Direct N-body plus stellar-evolution simulations of assembling clusters with Σ_h ≳ 10^6 M⊙ pc^-2 show that stellar BHs (m_bullet ≲ 60 M⊙) rapidly segregate into the influence radius of collision-grown EMSs/SMSs and become embedded in their envelopes, forming quasi-star–like objects. This QS phase lasts orders of magnitude longer than an SMS lifetime, enabling continued mass growth via stellar collisions and, when multiple BHs are captured, creating embedded gravitational-wave sources. The predicted assembly scales (~100 pc), QS masses (≳10^4 M⊙), and association with nearby blue star-forming clumps align with the faint, multiple-component Little Red Dot population. The work links runaway collisional cluster evolution to early black-hole seed growth consistent with LRD phenomenology.

Key figures to inspect

  • Figure 1: Inspect the five interaction categories A–E and how category E (BH+EMS/SMS) separates in stellar and BH mass—this isolates the embedded-BH regime with extreme star–BH mass ratios.

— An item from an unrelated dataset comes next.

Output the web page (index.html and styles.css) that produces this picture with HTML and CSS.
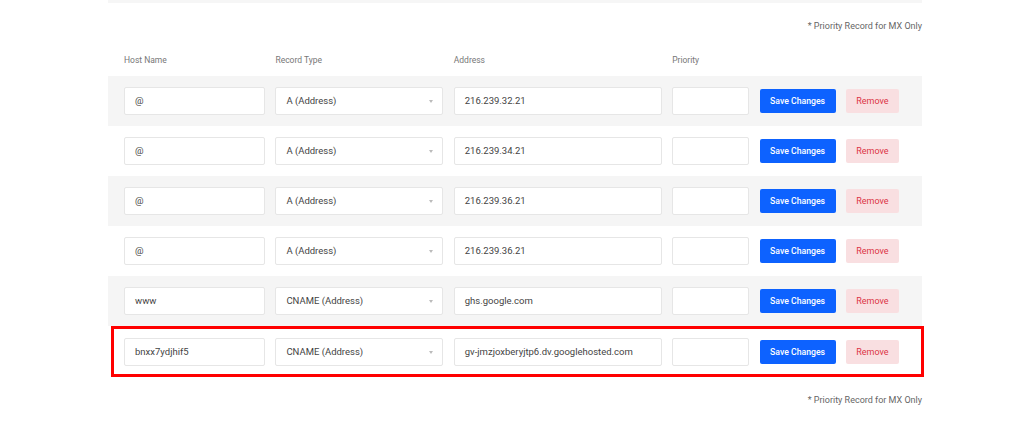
FILE: index.html
```html
<!DOCTYPE html>
<html lang="en">
<head>
    <meta charset="UTF-8">
    <title>DNS Records</title>
    <link rel="stylesheet" href="styles.css">
</head>
<body>
<div class="records">
    <div class="top-bar"></div>
    <p class="note">* Priority Record for MX Only</p>

    <div class="grid head">
        <span>Host Name</span>
        <span>Record Type</span>
        <span>Address</span>
        <span>Priority</span>
    </div>

    <div class="grid row odd">
        <div class="field">@</div>
        <div class="field select">A (Address)</div>
        <div class="field">216.239.32.21</div>
        <div class="field"></div>
        <button class="btn-save">Save Changes</button>
        <button class="btn-remove">Remove</button>
    </div>
    <div class="grid row">
        <div class="field">@</div>
        <div class="field select">A (Address)</div>
        <div class="field">216.239.34.21</div>
        <div class="field"></div>
        <button class="btn-save">Save Changes</button>
        <button class="btn-remove">Remove</button>
    </div>
    <div class="grid row odd">
        <div class="field">@</div>
        <div class="field select">A (Address)</div>
        <div class="field">216.239.36.21</div>
        <div class="field"></div>
        <button class="btn-save">Save Changes</button>
        <button class="btn-remove">Remove</button>
    </div>
    <div class="grid row">
        <div class="field">@</div>
        <div class="field select">A (Address)</div>
        <div class="field">216.239.36.21</div>
        <div class="field"></div>
        <button class="btn-save">Save Changes</button>
        <button class="btn-remove">Remove</button>
    </div>
    <div class="grid row odd">
        <div class="field">www</div>
        <div class="field select">CNAME (Address)</div>
        <div class="field">ghs.google.com</div>
        <div class="field"></div>
        <button class="btn-save">Save Changes</button>
        <button class="btn-remove">Remove</button>
    </div>
    <div class="grid row marked">
        <div class="field">bnxx7ydjhif5</div>
        <div class="field select">CNAME (Address)</div>
        <div class="field">gv-jmzjoxberyjtp6.dv.googlehosted.com</div>
        <div class="field"></div>
        <button class="btn-save">Save Changes</button>
        <button class="btn-remove">Remove</button>
    </div>

    <p class="note note-bottom">* Priority Record for MX Only</p>
</div>
</body>
</html>
```

FILE: styles.css
```css
* {
    margin: 0;
    padding: 0;
    box-sizing: border-box;
}

body {
    background: #ffffff;
    font-family: Roboto, "Liberation Sans", Arial, sans-serif;
    color: #444;
}

.records {
    width: 814px;
    margin-left: 108px;
}

.top-bar {
    height: 3px;
    background-color: #f6f6f6;
}

.note {
    margin-top: 16px;
    font-size: 9px;
    line-height: 14px;
    color: #666;
    text-align: right;
}

.note-bottom {
    margin-top: 16px;
}

.grid {
    display: grid;
    grid-template-columns: 141px 168px 208px 77px 76px 53px;
    column-gap: 10.4px;
    align-items: center;
    padding: 0 16px;
}

.head {
    padding-top: 20px;
    padding-bottom: 9px;
    font-size: 8.5px;
    line-height: 14px;
    color: #777;
}

.row {
    height: 50px;
}

.odd {
    background-color: #f5f5f5;
}

.marked {
    height: 51px;
    margin-left: 3px;
    margin-right: -2px;
    padding-left: 10px;
    border: 3px solid #ff0000;
}

.field {
    height: 28px;
    line-height: 26px;
    padding: 0 10px;
    background: #ffffff;
    border: 1px solid #e6e6e6;
    border-radius: 2px;
    font-size: 9.5px;
    color: #444;
    white-space: nowrap;
    overflow: hidden;
}

.select {
    position: relative;
}

.select::after {
    content: "";
    position: absolute;
    right: 9px;
    top: 12px;
    border-left: 2.5px solid transparent;
    border-right: 2.5px solid transparent;
    border-top: 3px solid #bbbbbb;
}

.btn-save,
.btn-remove {
    height: 24px;
    border: none;
    border-radius: 2px;
    font-family: Roboto, "Liberation Sans", Arial, sans-serif;
    font-size: 8.7px;
    font-weight: 500;
    cursor: pointer;
}

.btn-save {
    background-color: #0d62ff;
    color: #ffffff;
}

.btn-remove {
    background-color: #f9dfe1;
    color: #dc3545;
    font-size: 9px;
    font-weight: 400;
}
```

  • Figure 2: Trace the six EMS/SMS growth tracks in HD9Z1 vs ID9Z1 (stronger vs weaker winds), noting the collisional rejuvenation that extends lifetimes and the timing of first BH formation relative to when BH–EMS/SMS encounters occur.
  • Figure 3: Examine BH orbits within the SMS sphere of influence at the quoted Myr snapshot; the near-Keplerian trajectories and BH counts inside r_infl illustrate why capture/embedding becomes likely.
  • Figure 4: Compare scalar resonant and two-body relaxation timescales inside r_infl with the short Myr interaction window; this shows dynamics can deliver stellar BHs onto interaction orbits quickly enough to form QSs.